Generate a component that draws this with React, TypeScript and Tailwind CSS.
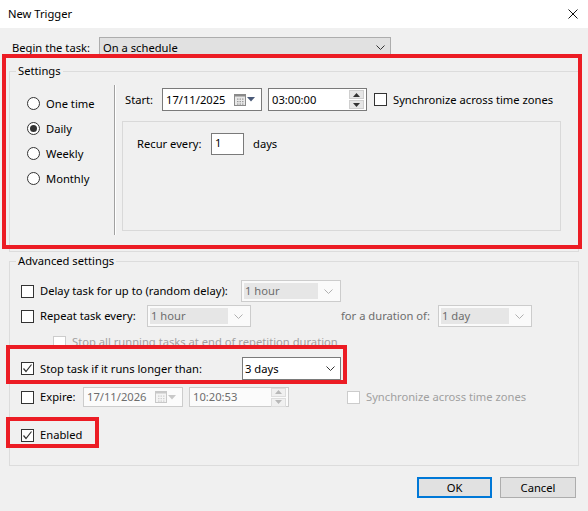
import React from 'react';

const Chevron = ({ color = '#606060' }: { color?: string }) => (
  <svg width="9" height="5" viewBox="0 0 9 5" className="shrink-0">
    <polyline points="0.5,0.5 4.5,4.5 8.5,0.5" fill="none" stroke={color} strokeWidth="1" />
  </svg>
);

const Check = () => (
  <svg width="11" height="11" viewBox="0 0 11 11">
    <polyline points="1.5,5.5 4,8.5 9.5,1.5" fill="none" stroke="#333" strokeWidth="1.2" />
  </svg>
);

const Checkbox = ({ checked = false, disabled = false }: { checked?: boolean; disabled?: boolean }) => (
  <div
    className={`flex h-[13px] w-[13px] shrink-0 items-center justify-center border bg-white ${
      disabled ? 'border-[#cccccc]' : 'border-[#333333]'
    }`}
  >
    {checked && <Check />}
  </div>
);

const Radio = ({ checked = false, label }: { checked?: boolean; label: string }) => (
  <div className="flex h-[25px] items-center gap-[6px]">
    <div className="flex h-[13px] w-[13px] items-center justify-center rounded-full border border-[#333333] bg-white">
      {checked && <div className="h-[7px] w-[7px] rounded-full bg-[#333333]" />}
    </div>
    <span>{label}</span>
  </div>
);

const Combo = ({ value, width, disabled = false }: { value: string; width: string; disabled?: boolean }) =>
  disabled ? (
    <div className={`flex h-[22px] ${width} shrink-0 items-center border border-[#cccccc] bg-[#fafafa] p-[2px]`}>
      <div className="flex h-full flex-1 items-center bg-[#e6e6e6] pl-[1px] text-[#6d6d6d]">{value}</div>
      <div className="flex w-[20px] items-center justify-center">
        <Chevron color="#b0b0b0" />
      </div>
    </div>
  ) : (
    <div className={`flex h-[23px] ${width} shrink-0 items-center border border-[#7a7a7a] bg-white pl-[2px]`}>
      <span className="flex-1">{value}</span>
      <div className="flex w-[20px] items-center justify-center">
        <Chevron color="#333" />
      </div>
    </div>
  );

const CalendarIcon = ({ disabled = false }: { disabled?: boolean }) => (
  <div className="flex items-center gap-[1px]">
    <svg width="12" height="12" viewBox="0 0 12 12">
      <rect x="0.5" y="0.5" width="11" height="11" fill={disabled ? '#f4f4f4' : '#e8e8e8'} stroke={disabled ? '#c8c8c8' : '#8a8a8a'} />
      <rect x="0.5" y="0.5" width="11" height="2" fill={disabled ? '#c8c8c8' : '#8a8a8a'} />
      {[3, 5.5, 8].map((x) =>
        [4.5, 7, 9.5].map((y) => (
          <rect key={`${x}-${y}`} x={x} y={y} width="1.5" height="1.2" fill={disabled ? '#cfcfcf' : '#9a9a9a'} />
        ))
      )}
    </svg>
    <svg width="8" height="5" viewBox="0 0 8 5">
      <polygon points="0,0 8,0 4,4.5" fill={disabled ? '#c8c8c8' : '#4a5a78'} />
    </svg>
  </div>
);

const DateBox = ({ value, disabled = false, h }: { value: string; disabled?: boolean; h: string }) => (
  <div
    className={`flex ${h} w-[100px] shrink-0 items-center border pl-[3px] pr-[6px] ${
      disabled ? 'border-[#cccccc] bg-[#fbfbfb] text-[#6d6d6d]' : 'border-[#7a7a7a] bg-white'
    }`}
  >
    <span className="flex-1">{value}</span>
    <CalendarIcon disabled={disabled} />
  </div>
);

const Spinner = ({ disabled = false }: { disabled?: boolean }) => (
  <div className="flex flex-col gap-[1px] pr-[2px]">
    {['up', 'down'].map((d) => (
      <div
        key={d}
        className={`flex h-[9px] w-[15px] items-center justify-center border ${
          disabled ? 'border-[#dddddd] bg-[#f0f0f0]' : 'border-[#cfcfcf] bg-[#e6e6e6]'
        }`}
      >
        <svg width="7" height="4" viewBox="0 0 7 4">
          <polygon
            points={d === 'up' ? '0,4 7,4 3.5,0' : '0,0 7,0 3.5,4'}
            fill={disabled ? '#b8b8b8' : '#333'}
          />
        </svg>
      </div>
    ))}
  </div>
);

const TimeBox = ({ value, disabled = false, w, h }: { value: string; disabled?: boolean; w: string; h: string }) => (
  <div
    className={`flex ${h} ${w} shrink-0 items-center border pl-[3px] ${
      disabled ? 'border-[#cccccc] bg-[#fbfbfb] text-[#6d6d6d]' : 'border-[#7a7a7a] bg-white'
    }`}
  >
    <span className="flex-1">{value}</span>
    <Spinner disabled={disabled} />
  </div>
);

const App: React.FC = () => {
  return (
    <div
      className="relative h-[511px] w-[588px] overflow-hidden whitespace-nowrap bg-[#f0f0f0] text-[11.2px] leading-[16px] text-black"
      style={{ fontFamily: '"Noto Sans", "Segoe UI", sans-serif' }}
    >
      {/* title bar */}
      <div className="flex h-[28px] items-center justify-between bg-white pl-[8px] pr-[10px]">
        <span>New Trigger</span>
        <svg width="10" height="10" viewBox="0 0 10 10">
          <path d="M0.5 0.5 L9.5 9.5 M9.5 0.5 L0.5 9.5" stroke="#111" strokeWidth="1" />
        </svg>
      </div>

      <div className="px-[9px]">
        <div className="mt-[9px] flex h-[21px] items-center">
          <span className="w-[90px] pl-[3px]">Begin the task:</span>
          <div className="flex h-[21px] w-[292px] items-center border border-[#adadad] bg-[#e1e1e1] pl-[3px]">
            <span className="flex-1">On a schedule</span>
            <div className="flex w-[20px] items-center justify-center">
              <Chevron color="#333" />
            </div>
          </div>
        </div>

        {/* Settings */}
        <fieldset className="mt-[5px] h-[189px] w-[570px] border border-[#dcdcdc]">
          <legend className="ml-[6px] px-[2px]">Settings</legend>
          <div className="mt-[6px] flex">
            <div className="flex w-[104px] flex-col pl-[17px] pt-[6px]">
              <Radio label="One time" />
              <Radio checked label="Daily" />
              <Radio label="Weekly" />
              <Radio label="Monthly" />
            </div>
            <div className="h-[150px] w-[2px] border-l border-r border-l-[#a0a0a0] border-r-white" />
            <div className="flex flex-col pl-[6px] pt-[3px]">
              <div className="flex h-[23px] items-center">
                <span className="w-[40px] shrink-0 pl-[3px]">Start:</span>
                <DateBox value="17/11/2025" h="h-[23px]" />
                <div className="w-[6px]" />
                <TimeBox value="03:00:00" w="w-[99px]" h="h-[23px]" />
                <div className="ml-[7px] flex items-center gap-[6px]">
                  <Checkbox />
                  <span>Synchronize across time zones</span>
                </div>
              </div>
              <div className="mt-[10px] h-[110px] w-[439px] border border-[#d9d9d9] pl-[14px] pt-[11px]">
                <div className="flex h-[22px] items-center">
                  <span className="w-[74px]">Recur every:</span>
                  <div className="flex h-[22px] w-[33px] items-start border border-[#7a7a7a] bg-white pl-[3px] pt-[1px]">
                    1
                  </div>
                  <span className="ml-[9px]">days</span>
                </div>
              </div>
            </div>
          </div>
        </fieldset>

        {/* Advanced settings */}
        <fieldset className="mt-[1px] h-[213px] w-[570px] border border-[#dcdcdc]">
          <legend className="ml-[6px] px-[2px]">Advanced settings</legend>
          <div className="flex flex-col pl-[11px]">
            <div className="mt-[11px] flex h-[22px] items-center">
              <Checkbox />
              <span className="ml-[6px] w-[201px] shrink-0">Delay task for up to (random delay):</span>
              <Combo value="1 hour" width="w-[100px]" disabled />
            </div>
            <div className="mt-[3px] flex h-[22px] items-center">
              <Checkbox />
              <span className="ml-[6px] w-[107px] shrink-0">Repeat task every:</span>
              <Combo value="1 hour" width="w-[104px]" disabled />
              <span className="ml-[90px] w-[97px] shrink-0 text-[#6d6d6d]">for a duration of:</span>
              <Combo value="1 day" width="w-[94px]" disabled />
            </div>
            <div className="mt-[8px] flex h-[14px] items-center pl-[32px]">
              <Checkbox disabled />
              <span className="ml-[6px] text-[#a0a0a0]">Stop all running tasks at end of repetition duration</span>
            </div>
            <div className="mt-[8px] flex h-[23px] items-center">
              <Checkbox checked />
              <span className="ml-[6px] w-[202px] shrink-0">Stop task if it runs longer than:</span>
              <Combo value="3 days" width="w-[99px]" />
            </div>
            <div className="mt-[7px] flex h-[20px] items-center">
              <Checkbox />
              <span className="ml-[6px] w-[43px] shrink-0">Expire:</span>
              <DateBox value="17/11/2026" h="h-[20px]" disabled />
              <div className="w-[6px]" />
              <TimeBox value="10:20:53" w="w-[100px]" h="h-[20px]" disabled />
              <div className="ml-[58px] flex items-center gap-[6px]">
                <Checkbox disabled />
                <span className="text-[#a0a0a0]">Synchronize across time zones</span>
              </div>
            </div>
            <div className="mt-[20px] flex h-[16px] items-center">
              <Checkbox checked />
              <span className="ml-[6px]">Enabled</span>
            </div>
          </div>
        </fieldset>

        <div className="mt-[11px] flex justify-end gap-[8px] pr-[3px]">
          <button className="h-[21px] w-[75px] border-2 border-[#0078d7] bg-[#e1e1e1]">OK</button>
          <button className="h-[21px] w-[76px] border border-[#adadad] bg-[#e1e1e1]">Cancel</button>
        </div>
      </div>

      {/* annotation boxes */}
      <div className="absolute left-[2px] top-[54px] h-[195px] w-[580px] border-4 border-[#ec1c24]" />
      <div className="absolute left-[6px] top-[345px] h-[39px] w-[341px] border-4 border-[#ec1c24]" />
      <div className="absolute left-[6px] top-[417px] h-[31px] w-[93px] border-4 border-[#ec1c24]" />
    </div>
  );
};

export default App;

□ □ □ □

- _Written instruction_:
Return only the lines from the start of the data through the line that contains "import React from 'react';", please, copying them exactly and omitting all pictures.

- _Expected answer_:
Generate a component that draws this with React, TypeScript and Tailwind CSS.
import React from 'react';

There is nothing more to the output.